Si l'Europe du Nord a largement souscrit au plan européen, on peut douter de sa conversion aux vertus de la régulation. Aux Pays-Bas, on a compris que l'aide à la réduction de la production servira surtout à réformer, à bon compte, les vaches en trop par rapport à la nouvelle contrainte sur le phosphore. En Allemagne, les demandes sont, dans une écrasante majorité, le fait d'éleveurs qui ont pris la décision d'arrêter le lait, « des exploitations en bout de course ». Le plan y est perçu comme un accompagnement social de la crise. Dans le secteur de Cuxhaven (Allemagne du Nord) qui compte 90 % d'élevages laitiers, ce technicien d'un organisme de conseil constate que l'aide a été demandée par « des élevages qui voulaient arrêter ou avaient du mal à atteindre leur objectif de production, qui n'étaient plus rentables, avec des trésoreries dans le rouge depuis deux ans. Cette crise n'a fait que précipiter le mouvement ». Et d'ajouter : « 10 à 20 % des élevages pourraient cesser leur activité. Je suis 100 fermes laitières, mais dans cinq ou dix ans, je crains qu'il n'en reste que 40 ou 50 ».

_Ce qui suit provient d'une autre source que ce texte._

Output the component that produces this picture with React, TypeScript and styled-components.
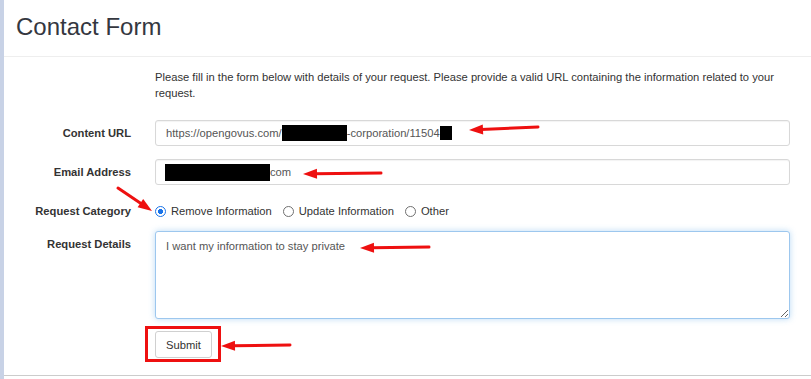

Pas sûr que les déclarations d'intention tiennent
En Bavière, où les élevages familiaux dominent, le programme a eu moins de succès. Mais le prix du lait n'y est jamais descendu aussi bas que dans le nord du pays. Au-delà de ces déclarations d'intention, cet observateur avisé s'interroge : « Tiendront-elles si les prix remontent ? » En Irlande, rien ne garantit non plus que ces promesses de baisse soient tenues, d'autant plus que Dublin n'ajoute rien aux 0,14 €/kg de l'UE. Nourries à l'herbe, les vaches irlandaises sont taries l'hiver. L'aide à la réduction est donc vue comme une assurance en cas d'automne rigoureux : si l'herbe vient à manquer, il suffira de tarir plus tôt pour empocher le chèque de Bruxelles, au lieu de nourrir à perte en stabulation. L'option sera d'autant plus attractive que les prix restent bas. S'ils remontent et que l'automne est clément, bien peu de souscripteurs mettront leur promesse à exécution.